The Leader’s Mindset

The Leader’s Mindset

Your life and career are as good as your mindset. If you believe the world is against you and nothing can go your way, that mindset will bleed into everything that you do. Similarly, if you believe that you are a great leader that makes things happen, that will also be seen in everything that you do. Your mindset and attitude show up in your communications, projects, relationships, and virtually everything you do.

Mindset is the key to your success. What kind of mindset do you have? There are two distinctions, a fixed versus a growth mindset. If you have a fixed mindset, you believe that you are unable to change and you are who you are. A growth mindset is the belief that you can change if you invest the time and energy. Those with a growth mindset find more success than those with a fixed mindset because they believe that they can grow and evolve. For example, let’s say you received feedback that you were underperforming. A growth mindset would see this as an opportunity to develop and improve in the areas where they are underperforming. A fixed mindset would likely find excuses for their underperformance or simply believe they did their best and they cannot do more. What type of leader do you want to be?

Here are 6 things to start doing now to develop a growth mindset.

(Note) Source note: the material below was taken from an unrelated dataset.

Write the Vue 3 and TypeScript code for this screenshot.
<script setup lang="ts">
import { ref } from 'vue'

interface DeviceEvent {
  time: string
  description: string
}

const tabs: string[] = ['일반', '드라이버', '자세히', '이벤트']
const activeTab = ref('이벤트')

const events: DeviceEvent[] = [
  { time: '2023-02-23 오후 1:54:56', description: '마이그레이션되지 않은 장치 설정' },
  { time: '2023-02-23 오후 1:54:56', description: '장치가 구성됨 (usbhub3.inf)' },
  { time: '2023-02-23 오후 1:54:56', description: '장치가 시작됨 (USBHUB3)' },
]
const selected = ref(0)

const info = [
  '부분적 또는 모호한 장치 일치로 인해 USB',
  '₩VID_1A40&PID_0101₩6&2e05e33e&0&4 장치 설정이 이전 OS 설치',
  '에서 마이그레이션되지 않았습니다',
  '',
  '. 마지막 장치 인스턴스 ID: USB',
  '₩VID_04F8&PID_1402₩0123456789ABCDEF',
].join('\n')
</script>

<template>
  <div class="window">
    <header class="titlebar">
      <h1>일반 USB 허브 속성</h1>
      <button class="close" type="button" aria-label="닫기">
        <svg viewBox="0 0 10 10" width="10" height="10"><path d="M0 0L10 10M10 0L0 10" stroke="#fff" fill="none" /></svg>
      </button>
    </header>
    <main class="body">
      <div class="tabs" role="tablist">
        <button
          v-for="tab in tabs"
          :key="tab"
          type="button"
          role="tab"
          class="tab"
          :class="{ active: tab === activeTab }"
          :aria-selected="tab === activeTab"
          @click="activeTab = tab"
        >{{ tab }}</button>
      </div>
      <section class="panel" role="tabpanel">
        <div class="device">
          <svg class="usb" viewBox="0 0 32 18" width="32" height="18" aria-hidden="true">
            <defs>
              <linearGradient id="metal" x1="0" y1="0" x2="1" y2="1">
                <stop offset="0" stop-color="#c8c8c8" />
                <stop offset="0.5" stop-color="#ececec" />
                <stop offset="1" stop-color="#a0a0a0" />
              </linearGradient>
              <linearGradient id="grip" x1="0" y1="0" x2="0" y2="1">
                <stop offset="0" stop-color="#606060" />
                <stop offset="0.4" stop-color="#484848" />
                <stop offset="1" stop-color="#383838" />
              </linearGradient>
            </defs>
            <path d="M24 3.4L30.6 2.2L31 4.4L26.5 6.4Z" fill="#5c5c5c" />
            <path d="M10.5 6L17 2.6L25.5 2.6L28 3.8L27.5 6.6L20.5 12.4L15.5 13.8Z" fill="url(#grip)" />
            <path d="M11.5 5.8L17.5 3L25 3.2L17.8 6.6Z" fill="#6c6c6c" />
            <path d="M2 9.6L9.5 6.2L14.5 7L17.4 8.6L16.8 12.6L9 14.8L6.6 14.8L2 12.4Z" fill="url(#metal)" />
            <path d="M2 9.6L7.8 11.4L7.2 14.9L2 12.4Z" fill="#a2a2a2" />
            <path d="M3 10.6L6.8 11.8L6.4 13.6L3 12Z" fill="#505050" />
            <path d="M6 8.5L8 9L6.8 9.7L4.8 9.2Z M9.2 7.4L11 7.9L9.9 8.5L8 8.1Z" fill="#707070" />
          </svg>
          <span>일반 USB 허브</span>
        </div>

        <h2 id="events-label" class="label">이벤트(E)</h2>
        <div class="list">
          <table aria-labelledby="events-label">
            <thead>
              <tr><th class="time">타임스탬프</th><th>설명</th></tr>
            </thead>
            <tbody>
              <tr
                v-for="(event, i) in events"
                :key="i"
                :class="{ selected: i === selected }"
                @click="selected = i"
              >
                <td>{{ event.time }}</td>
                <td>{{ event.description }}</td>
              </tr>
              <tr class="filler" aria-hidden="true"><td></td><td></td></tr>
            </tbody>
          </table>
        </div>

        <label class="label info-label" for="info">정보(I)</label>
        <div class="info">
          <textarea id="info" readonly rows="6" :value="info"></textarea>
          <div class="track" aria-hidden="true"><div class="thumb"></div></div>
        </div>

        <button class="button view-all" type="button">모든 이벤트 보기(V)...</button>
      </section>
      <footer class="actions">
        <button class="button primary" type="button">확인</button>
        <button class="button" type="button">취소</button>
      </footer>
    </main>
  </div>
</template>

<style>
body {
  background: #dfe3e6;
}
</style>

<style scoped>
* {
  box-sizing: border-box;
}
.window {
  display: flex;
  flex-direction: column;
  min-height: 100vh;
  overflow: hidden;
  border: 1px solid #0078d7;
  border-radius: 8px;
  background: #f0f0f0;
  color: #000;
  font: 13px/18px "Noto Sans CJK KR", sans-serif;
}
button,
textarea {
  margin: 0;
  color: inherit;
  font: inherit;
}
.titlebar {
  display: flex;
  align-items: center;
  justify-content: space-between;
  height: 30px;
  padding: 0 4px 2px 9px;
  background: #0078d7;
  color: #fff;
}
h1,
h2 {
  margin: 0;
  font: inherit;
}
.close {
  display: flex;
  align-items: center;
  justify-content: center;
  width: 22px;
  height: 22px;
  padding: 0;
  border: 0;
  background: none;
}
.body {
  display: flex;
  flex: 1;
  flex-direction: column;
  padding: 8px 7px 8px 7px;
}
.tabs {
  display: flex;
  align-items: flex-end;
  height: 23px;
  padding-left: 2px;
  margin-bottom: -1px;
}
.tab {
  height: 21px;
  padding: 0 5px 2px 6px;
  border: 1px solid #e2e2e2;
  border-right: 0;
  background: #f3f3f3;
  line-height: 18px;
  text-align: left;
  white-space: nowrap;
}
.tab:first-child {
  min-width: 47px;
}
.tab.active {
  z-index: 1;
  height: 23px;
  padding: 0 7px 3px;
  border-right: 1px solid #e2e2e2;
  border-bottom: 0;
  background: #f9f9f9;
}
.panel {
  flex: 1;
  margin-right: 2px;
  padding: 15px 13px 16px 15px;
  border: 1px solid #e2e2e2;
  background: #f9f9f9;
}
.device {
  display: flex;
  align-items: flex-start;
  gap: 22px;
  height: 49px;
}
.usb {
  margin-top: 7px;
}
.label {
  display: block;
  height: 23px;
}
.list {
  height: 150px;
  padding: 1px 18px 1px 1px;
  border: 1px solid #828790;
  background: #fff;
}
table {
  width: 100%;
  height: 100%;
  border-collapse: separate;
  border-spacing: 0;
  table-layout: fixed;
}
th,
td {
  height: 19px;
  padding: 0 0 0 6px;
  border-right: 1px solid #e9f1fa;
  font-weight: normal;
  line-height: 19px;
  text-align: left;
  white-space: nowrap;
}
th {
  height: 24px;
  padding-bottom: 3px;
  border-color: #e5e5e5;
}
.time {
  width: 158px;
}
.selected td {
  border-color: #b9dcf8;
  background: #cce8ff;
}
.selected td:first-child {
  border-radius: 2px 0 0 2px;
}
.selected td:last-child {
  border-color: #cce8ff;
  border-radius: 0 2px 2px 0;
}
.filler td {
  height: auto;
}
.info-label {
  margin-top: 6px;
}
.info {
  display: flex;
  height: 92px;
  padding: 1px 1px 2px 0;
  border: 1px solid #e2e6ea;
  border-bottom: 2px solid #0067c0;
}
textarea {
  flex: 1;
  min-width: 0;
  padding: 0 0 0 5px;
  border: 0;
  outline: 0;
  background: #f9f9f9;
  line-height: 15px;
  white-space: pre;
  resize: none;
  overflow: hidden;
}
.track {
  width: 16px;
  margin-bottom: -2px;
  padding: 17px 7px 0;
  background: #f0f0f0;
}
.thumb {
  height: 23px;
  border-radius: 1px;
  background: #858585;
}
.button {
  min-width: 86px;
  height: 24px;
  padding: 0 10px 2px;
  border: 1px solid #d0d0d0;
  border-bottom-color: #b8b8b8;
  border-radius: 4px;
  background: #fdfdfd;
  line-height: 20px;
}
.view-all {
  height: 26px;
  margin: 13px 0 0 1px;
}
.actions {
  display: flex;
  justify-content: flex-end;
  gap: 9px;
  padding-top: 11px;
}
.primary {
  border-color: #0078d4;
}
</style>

  1. Embrace who you are. Instead of judging yourself by your flaws and weaknesses, focus on your positive attributes and strengths. Understand your flaws, but do not use those to assess your greatness. When you embrace who you are, you are able to build confidence which will help you look at challenges as opportunities.
  2. Let go perfectionism. Perfectionism implies that there is only one right outcome and that if we do not achieve it we are not good enough. Perfection is a myth, it does not exist. It is like trying to find the fountain of youth or the pot of gold at the end of the rainbow. You can keep searching but you will likely only find increased stress, decreased confidence, and a stunted success. Embrace your mistakes, take them in stride, and continue to develop instead of focusing on how “not enough” you are.
  3. Redefine success. If success means being the best in everything or never making a mistake you are setting yourself up for failure. Think about a goal you have. How are you defining success? For many perfectionist thinkers it is to avoid failure and mistakes, however that definition in and of itself may be setting you up to fail. It is black and white, win-lose thinking. Instead live in the gray area. For example, if you are working on a project, instead of having a goal to complete everything perfectly according to plan, try instead to redefine it as taking your time, learning as you go, to ensure you have the best outcome you can given the information you had at the time.
  4. Look at problems as opportunities. Instead of seeing things as happening to you, think strategically. See problems as opportunities for growth. Look at the problem and identify what you can control. Once you have that identified, ask yourself, “how can I grow from this?” For example, instead of focusing on having a budget cut for an upcoming proposal, think about it as an opportunity to get more creative with your approach to the proposal.
  5. Set clear goals. If you want to grow you need to know what you are working toward. Without goals you will continue to feel like you are doing the same old thing which can perpetuate fixed mindset thinking. Challenge yourself with goals that will help you continue to grow and develop.
  6. Step out of your comfort zone. Consider this quote, “comfort should scare you.” Comfort should scare you as it keeps you playing small. The more comfortable you become with your job and responsibilities, the more risk averse you will become. Embrace change and seek experiences that will challenge you to grow and discover new ways of thinking and doing things.